**TASK TO CARRY OUT:**
Count every line that has the word "index". Give the number, without anything more.

**RECORD SET:**
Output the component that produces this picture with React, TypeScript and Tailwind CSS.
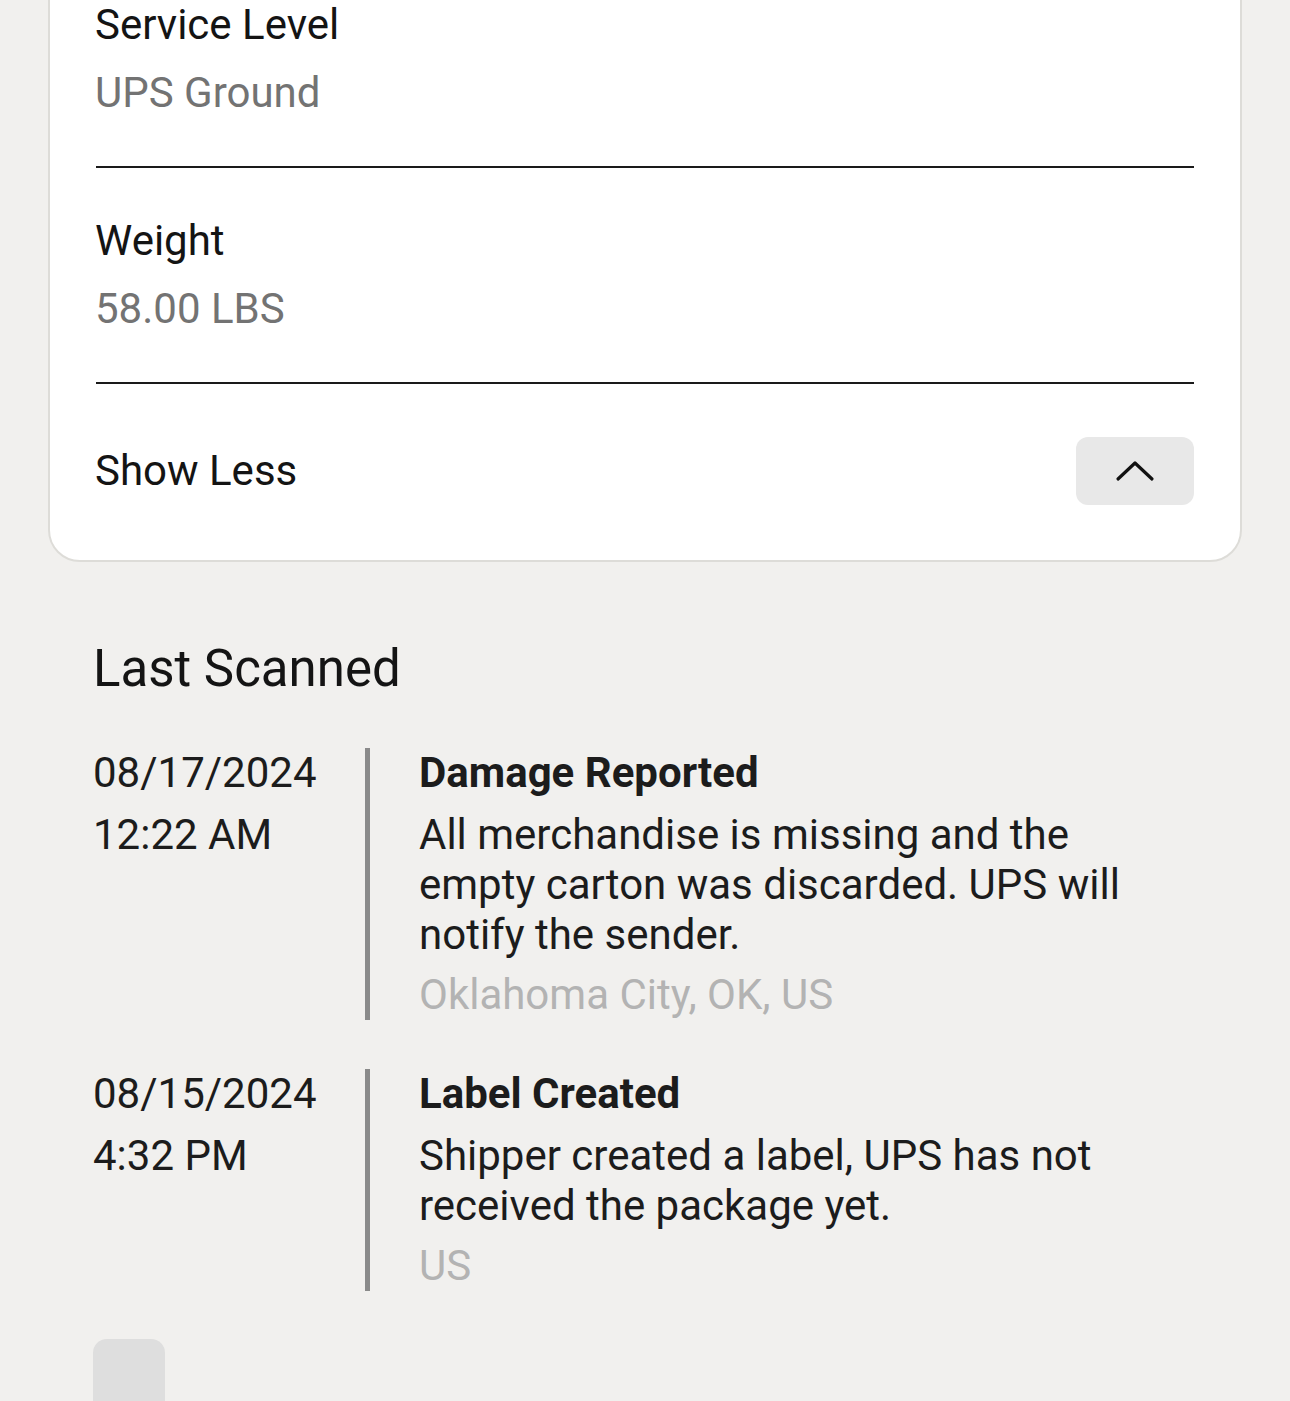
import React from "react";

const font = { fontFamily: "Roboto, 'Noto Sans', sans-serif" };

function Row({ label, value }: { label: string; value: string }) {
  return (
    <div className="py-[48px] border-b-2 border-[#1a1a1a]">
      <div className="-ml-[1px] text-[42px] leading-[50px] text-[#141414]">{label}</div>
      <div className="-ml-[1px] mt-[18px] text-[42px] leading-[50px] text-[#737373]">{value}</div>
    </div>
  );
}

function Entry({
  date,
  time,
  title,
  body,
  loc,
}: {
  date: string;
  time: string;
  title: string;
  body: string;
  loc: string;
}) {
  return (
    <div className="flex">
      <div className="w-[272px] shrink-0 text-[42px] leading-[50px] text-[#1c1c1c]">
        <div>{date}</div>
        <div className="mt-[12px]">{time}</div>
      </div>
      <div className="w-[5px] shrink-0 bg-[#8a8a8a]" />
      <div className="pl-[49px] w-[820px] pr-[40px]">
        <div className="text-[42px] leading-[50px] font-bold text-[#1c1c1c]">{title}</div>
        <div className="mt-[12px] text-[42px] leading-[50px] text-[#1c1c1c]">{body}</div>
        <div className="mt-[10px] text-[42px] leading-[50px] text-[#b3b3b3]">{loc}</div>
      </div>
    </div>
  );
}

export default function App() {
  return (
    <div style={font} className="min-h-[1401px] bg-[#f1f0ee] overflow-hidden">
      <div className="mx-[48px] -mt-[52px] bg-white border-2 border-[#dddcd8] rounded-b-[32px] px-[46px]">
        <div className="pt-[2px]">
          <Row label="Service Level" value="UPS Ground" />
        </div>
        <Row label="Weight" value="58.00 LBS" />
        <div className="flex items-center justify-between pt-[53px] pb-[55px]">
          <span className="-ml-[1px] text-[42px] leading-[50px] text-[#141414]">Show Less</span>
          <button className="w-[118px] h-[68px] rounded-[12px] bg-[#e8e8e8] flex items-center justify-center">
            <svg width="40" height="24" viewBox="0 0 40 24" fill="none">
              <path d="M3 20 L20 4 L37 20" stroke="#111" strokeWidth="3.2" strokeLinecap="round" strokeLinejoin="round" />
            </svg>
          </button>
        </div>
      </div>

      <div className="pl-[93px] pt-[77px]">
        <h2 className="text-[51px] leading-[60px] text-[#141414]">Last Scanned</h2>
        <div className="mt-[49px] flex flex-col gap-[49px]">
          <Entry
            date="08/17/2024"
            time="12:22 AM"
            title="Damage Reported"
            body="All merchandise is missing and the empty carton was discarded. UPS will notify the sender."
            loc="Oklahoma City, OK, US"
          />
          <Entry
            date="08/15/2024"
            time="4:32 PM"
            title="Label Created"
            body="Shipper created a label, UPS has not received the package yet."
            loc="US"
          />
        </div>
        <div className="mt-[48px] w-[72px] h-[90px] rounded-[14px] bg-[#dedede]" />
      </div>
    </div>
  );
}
* * *
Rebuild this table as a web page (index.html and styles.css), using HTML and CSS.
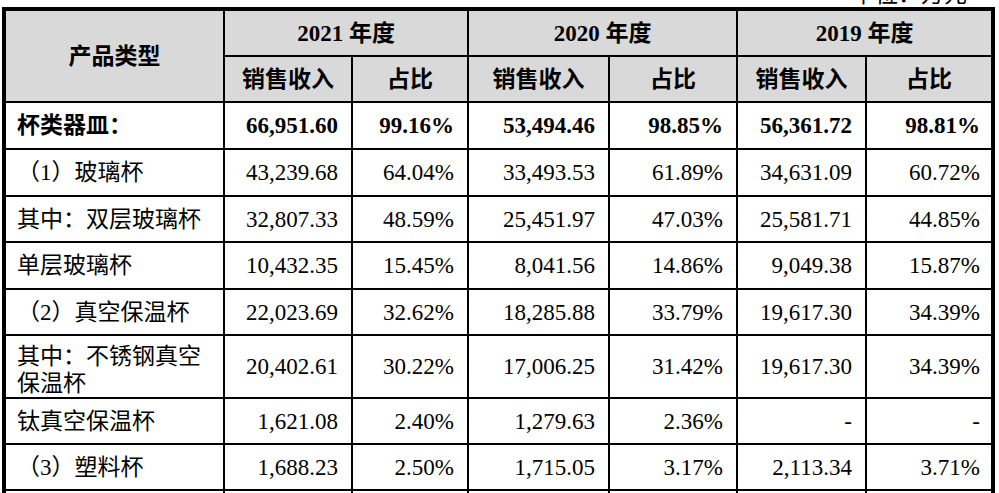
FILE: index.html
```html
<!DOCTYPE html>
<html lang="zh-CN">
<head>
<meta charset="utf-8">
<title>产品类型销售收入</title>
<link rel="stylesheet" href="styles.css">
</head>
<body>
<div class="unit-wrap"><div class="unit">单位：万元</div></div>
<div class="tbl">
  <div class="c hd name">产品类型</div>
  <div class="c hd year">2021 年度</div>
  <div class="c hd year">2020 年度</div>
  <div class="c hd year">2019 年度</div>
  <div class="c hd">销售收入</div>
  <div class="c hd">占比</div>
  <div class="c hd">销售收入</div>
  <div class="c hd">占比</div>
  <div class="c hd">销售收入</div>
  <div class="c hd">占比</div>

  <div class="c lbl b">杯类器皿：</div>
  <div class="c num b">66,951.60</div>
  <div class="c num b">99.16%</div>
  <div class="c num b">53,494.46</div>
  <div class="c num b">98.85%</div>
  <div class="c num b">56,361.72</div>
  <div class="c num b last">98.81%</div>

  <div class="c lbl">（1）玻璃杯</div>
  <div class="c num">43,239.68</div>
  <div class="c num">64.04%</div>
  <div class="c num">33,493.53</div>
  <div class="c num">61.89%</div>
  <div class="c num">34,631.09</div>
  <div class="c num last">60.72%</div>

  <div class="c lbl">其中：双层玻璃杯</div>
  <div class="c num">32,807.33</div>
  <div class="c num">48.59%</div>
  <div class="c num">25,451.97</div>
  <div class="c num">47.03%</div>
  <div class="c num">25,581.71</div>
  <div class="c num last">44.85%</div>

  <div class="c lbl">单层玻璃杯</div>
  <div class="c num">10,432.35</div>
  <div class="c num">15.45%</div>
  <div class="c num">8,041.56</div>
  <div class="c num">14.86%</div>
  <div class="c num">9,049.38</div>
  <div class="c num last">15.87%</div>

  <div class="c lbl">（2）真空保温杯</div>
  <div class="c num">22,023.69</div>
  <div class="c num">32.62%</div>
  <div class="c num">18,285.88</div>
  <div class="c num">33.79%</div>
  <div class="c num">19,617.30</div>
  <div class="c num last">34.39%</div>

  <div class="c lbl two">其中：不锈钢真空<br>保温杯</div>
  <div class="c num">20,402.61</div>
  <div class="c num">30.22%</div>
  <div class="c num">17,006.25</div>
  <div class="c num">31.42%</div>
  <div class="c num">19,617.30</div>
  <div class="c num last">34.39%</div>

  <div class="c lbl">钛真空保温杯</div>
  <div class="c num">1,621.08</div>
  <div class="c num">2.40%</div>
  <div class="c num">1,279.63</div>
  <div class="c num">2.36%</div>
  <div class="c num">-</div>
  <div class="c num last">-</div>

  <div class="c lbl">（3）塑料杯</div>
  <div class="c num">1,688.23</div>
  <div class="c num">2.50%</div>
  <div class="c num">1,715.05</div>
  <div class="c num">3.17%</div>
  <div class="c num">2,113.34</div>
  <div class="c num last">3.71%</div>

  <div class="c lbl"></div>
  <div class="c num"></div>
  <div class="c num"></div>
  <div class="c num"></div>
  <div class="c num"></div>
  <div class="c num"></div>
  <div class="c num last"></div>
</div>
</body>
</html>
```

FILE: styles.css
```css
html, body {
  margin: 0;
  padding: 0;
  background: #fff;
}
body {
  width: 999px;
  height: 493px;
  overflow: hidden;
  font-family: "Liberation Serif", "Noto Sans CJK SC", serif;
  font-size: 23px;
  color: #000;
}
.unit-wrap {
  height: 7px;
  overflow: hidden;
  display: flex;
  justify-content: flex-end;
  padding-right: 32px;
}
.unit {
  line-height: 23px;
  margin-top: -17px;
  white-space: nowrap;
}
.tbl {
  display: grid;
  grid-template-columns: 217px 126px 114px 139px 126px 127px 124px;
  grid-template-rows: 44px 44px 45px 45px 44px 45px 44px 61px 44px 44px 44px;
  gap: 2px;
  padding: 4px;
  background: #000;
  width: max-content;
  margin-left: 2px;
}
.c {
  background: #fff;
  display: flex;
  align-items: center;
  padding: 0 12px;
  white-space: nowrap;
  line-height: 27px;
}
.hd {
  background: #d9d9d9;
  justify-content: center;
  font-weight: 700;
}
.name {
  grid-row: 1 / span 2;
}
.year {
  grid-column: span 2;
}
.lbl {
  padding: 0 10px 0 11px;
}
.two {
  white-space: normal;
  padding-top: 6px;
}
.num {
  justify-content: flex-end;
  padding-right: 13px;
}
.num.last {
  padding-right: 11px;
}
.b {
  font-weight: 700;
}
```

**ANSWER TO THIS EXERCISE:**
2